WHAT IS REQUIRED:
Leaving out every picture, quote the data below exactly as it appears.

┄┄┄┄┄┄┄┄┄┄

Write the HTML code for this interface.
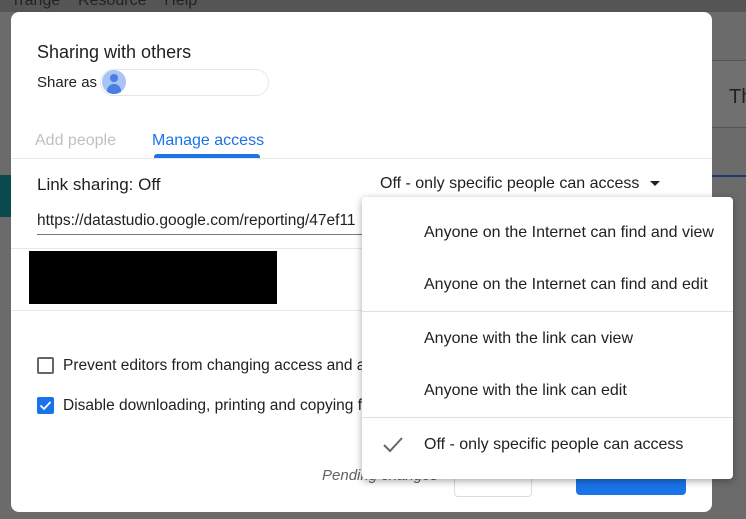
<!DOCTYPE html>
<html><head><style>
body{margin:0;width:746px;height:519px;background:#6b6b6b;position:relative;overflow:hidden;font-family:"Liberation Sans",sans-serif;color:#202124}
.a{position:absolute}
.dlg{left:11px;top:12px;width:701px;height:500px;background:#fff;border-radius:8px}
.t{font-size:16px;white-space:nowrap}
.menu{left:362px;top:197px;width:371px;height:282px;background:#fff;border-radius:4px;box-shadow:0 2px 8px rgba(0,0,0,.35)}
.mi{position:absolute;left:62px;font-size:16px;color:#202124;white-space:nowrap}
</style></head><body>
<div class="a" style="left:0;top:0;width:746px;height:12px;background:#555"></div>
<div class="a t" style="left:14px;top:-8px;color:#222">rrange&nbsp;&nbsp;&nbsp;&nbsp;Resource&nbsp;&nbsp;&nbsp;&nbsp;Help</div>
<div class="a" style="left:712px;top:60px;width:34px;height:66px;background:#707070;border-top:1px solid #555;border-bottom:1px solid #555"></div>
<div class="a t" style="left:729px;top:86px;font-size:20px;color:#222">Th</div>
<div class="a" style="left:712px;top:175px;width:34px;height:2px;background:#1a3a6a"></div>
<div class="a" style="left:0;top:175px;width:11px;height:42px;background:#0b4a4c"></div>
<div class="a dlg"></div>
<div class="a t" style="left:37px;top:42px;font-size:18px">Sharing with others</div>
<div class="a t" style="left:37px;top:74px;font-size:15px">Share as</div>
<div class="a" style="left:100px;top:69px;width:167px;height:25px;border:1px solid #e6e6e6;border-radius:14px"></div>
<div class="a" style="left:102px;top:70px;width:24px;height:24px;border-radius:50%;background:#a8c4f5;overflow:hidden">
<div class="a" style="left:8px;top:4px;width:8px;height:8px;border-radius:50%;background:#4a7ee0"></div>
<div class="a" style="left:5px;top:14px;width:14px;height:10px;border-radius:7px 7px 0 0;background:#4a7ee0"></div></div>
<div class="a t" style="left:35px;top:132px;color:#bdc1c6">Add people</div>
<div class="a t" style="left:152px;top:132px;color:#1a73e8">Manage access</div>
<div class="a" style="left:154px;top:154px;width:106px;height:4px;background:#1a73e8;border-radius:3px 3px 0 0"></div>
<div class="a" style="left:11px;top:158px;width:701px;height:1px;background:#e8e8e8"></div>
<div class="a t" style="left:37px;top:175px;font-size:17px">Link sharing: Off</div>
<div class="a t" style="left:380px;top:175px">Off - only specific people can access</div>
<div class="a" style="left:650px;top:181px;width:0;height:0;border-left:5px solid transparent;border-right:5px solid transparent;border-top:5px solid #202124"></div>
<div class="a t" style="left:37px;top:212px;font-size:15.5px">https://datastudio.google.com/reporting/47ef11</div>
<div class="a" style="left:362px;top:205px;width:10px;height:30px;background:#fff"></div>
<div class="a" style="left:37px;top:234px;width:325px;height:1px;background:#777"></div>
<div class="a" style="left:11px;top:248px;width:351px;height:1px;background:#e8e8e8"></div>
<div class="a" style="left:29px;top:251px;width:248px;height:53px;background:#000"></div>
<div class="a" style="left:11px;top:310px;width:351px;height:1px;background:#e8e8e8"></div>
<div class="a" style="left:37px;top:357px;width:13px;height:13px;border:2px solid #666;border-radius:2px"></div>
<div class="a t" style="left:63px;top:357px;width:299px;overflow:hidden;font-size:15.5px">Prevent editors from changing access and add</div>
<div class="a" style="left:37px;top:397px;width:17px;height:17px;background:#1a73e8;border-radius:2px"><svg width="17" height="17"><path d="M3.5 8.5l3.5 3.5 6.5-7" stroke="#fff" stroke-width="1.8" fill="none"/></svg></div>
<div class="a t" style="left:63px;top:397px;width:299px;overflow:hidden;font-size:15.5px">Disable downloading, printing and copying for</div>
<div class="a t" style="left:322px;top:467px;font-style:italic;color:#5f6368;font-size:15px">Pending changes</div>
<div class="a" style="left:454px;top:466px;width:76px;height:29px;border:1px solid #dadce0;border-radius:4px;background:#fff"></div>
<div class="a" style="left:576px;top:466px;width:110px;height:29px;background:#1a73e8;border-radius:4px"></div>
<div class="a menu">
<div class="mi" style="top:27px">Anyone on the Internet can find and view</div>
<div class="mi" style="top:79px">Anyone on the Internet can find and edit</div>
<div class="a" style="left:0;top:114px;width:371px;height:1px;background:#e0e0e0"></div>
<div class="mi" style="top:133px">Anyone with the link can view</div>
<div class="mi" style="top:185px">Anyone with the link can edit</div>
<div class="a" style="left:0;top:220px;width:371px;height:1px;background:#e0e0e0"></div>
<svg class="a" style="left:20px;top:238px" width="22" height="20"><path d="M2 10l6 6L20 3" stroke="#666" stroke-width="2" fill="none"/></svg>
<div class="mi" style="top:239px">Off - only specific people can access</div>
</div>
</body></html>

┄┄┄┄┄┄┄┄┄┄

TASK RESULT:
Write the HTML code for this interface.
<!DOCTYPE html>
<html><head><style>
body{margin:0;width:746px;height:519px;background:#6b6b6b;position:relative;overflow:hidden;font-family:"Liberation Sans",sans-serif;color:#202124}
.a{position:absolute}
.dlg{left:11px;top:12px;width:701px;height:500px;background:#fff;border-radius:8px}
.t{font-size:16px;white-space:nowrap}
.menu{left:362px;top:197px;width:371px;height:282px;background:#fff;border-radius:4px;box-shadow:0 2px 8px rgba(0,0,0,.35)}
.mi{position:absolute;left:62px;font-size:16px;color:#202124;white-space:nowrap}
</style></head><body>
<div class="a" style="left:0;top:0;width:746px;height:12px;background:#555"></div>
<div class="a t" style="left:14px;top:-8px;color:#222">rrange&nbsp;&nbsp;&nbsp;&nbsp;Resource&nbsp;&nbsp;&nbsp;&nbsp;Help</div>
<div class="a" style="left:712px;top:60px;width:34px;height:66px;background:#707070;border-top:1px solid #555;border-bottom:1px solid #555"></div>
<div class="a t" style="left:729px;top:86px;font-size:20px;color:#222">Th</div>
<div class="a" style="left:712px;top:175px;width:34px;height:2px;background:#1a3a6a"></div>
<div class="a" style="left:0;top:175px;width:11px;height:42px;background:#0b4a4c"></div>
<div class="a dlg"></div>
<div class="a t" style="left:37px;top:42px;font-size:18px">Sharing with others</div>
<div class="a t" style="left:37px;top:74px;font-size:15px">Share as</div>
<div class="a" style="left:100px;top:69px;width:167px;height:25px;border:1px solid #e6e6e6;border-radius:14px"></div>
<div class="a" style="left:102px;top:70px;width:24px;height:24px;border-radius:50%;background:#a8c4f5;overflow:hidden">
<div class="a" style="left:8px;top:4px;width:8px;height:8px;border-radius:50%;background:#4a7ee0"></div>
<div class="a" style="left:5px;top:14px;width:14px;height:10px;border-radius:7px 7px 0 0;background:#4a7ee0"></div></div>
<div class="a t" style="left:35px;top:132px;color:#bdc1c6">Add people</div>
<div class="a t" style="left:152px;top:132px;color:#1a73e8">Manage access</div>
<div class="a" style="left:154px;top:154px;width:106px;height:4px;background:#1a73e8;border-radius:3px 3px 0 0"></div>
<div class="a" style="left:11px;top:158px;width:701px;height:1px;background:#e8e8e8"></div>
<div class="a t" style="left:37px;top:175px;font-size:17px">Link sharing: Off</div>
<div class="a t" style="left:380px;top:175px">Off - only specific people can access</div>
<div class="a" style="left:650px;top:181px;width:0;height:0;border-left:5px solid transparent;border-right:5px solid transparent;border-top:5px solid #202124"></div>
<div class="a t" style="left:37px;top:212px;font-size:15.5px">https://datastudio.google.com/reporting/47ef11</div>
<div class="a" style="left:362px;top:205px;width:10px;height:30px;background:#fff"></div>
<div class="a" style="left:37px;top:234px;width:325px;height:1px;background:#777"></div>
<div class="a" style="left:11px;top:248px;width:351px;height:1px;background:#e8e8e8"></div>
<div class="a" style="left:29px;top:251px;width:248px;height:53px;background:#000"></div>
<div class="a" style="left:11px;top:310px;width:351px;height:1px;background:#e8e8e8"></div>
<div class="a" style="left:37px;top:357px;width:13px;height:13px;border:2px solid #666;border-radius:2px"></div>
<div class="a t" style="left:63px;top:357px;width:299px;overflow:hidden;font-size:15.5px">Prevent editors from changing access and add</div>
<div class="a" style="left:37px;top:397px;width:17px;height:17px;background:#1a73e8;border-radius:2px"><svg width="17" height="17"><path d="M3.5 8.5l3.5 3.5 6.5-7" stroke="#fff" stroke-width="1.8" fill="none"/></svg></div>
<div class="a t" style="left:63px;top:397px;width:299px;overflow:hidden;font-size:15.5px">Disable downloading, printing and copying for</div>
<div class="a t" style="left:322px;top:467px;font-style:italic;color:#5f6368;font-size:15px">Pending changes</div>
<div class="a" style="left:454px;top:466px;width:76px;height:29px;border:1px solid #dadce0;border-radius:4px;background:#fff"></div>
<div class="a" style="left:576px;top:466px;width:110px;height:29px;background:#1a73e8;border-radius:4px"></div>
<div class="a menu">
<div class="mi" style="top:27px">Anyone on the Internet can find and view</div>
<div class="mi" style="top:79px">Anyone on the Internet can find and edit</div>
<div class="a" style="left:0;top:114px;width:371px;height:1px;background:#e0e0e0"></div>
<div class="mi" style="top:133px">Anyone with the link can view</div>
<div class="mi" style="top:185px">Anyone with the link can edit</div>
<div class="a" style="left:0;top:220px;width:371px;height:1px;background:#e0e0e0"></div>
<svg class="a" style="left:20px;top:238px" width="22" height="20"><path d="M2 10l6 6L20 3" stroke="#666" stroke-width="2" fill="none"/></svg>
<div class="mi" style="top:239px">Off - only specific people can access</div>
</div>
</body></html>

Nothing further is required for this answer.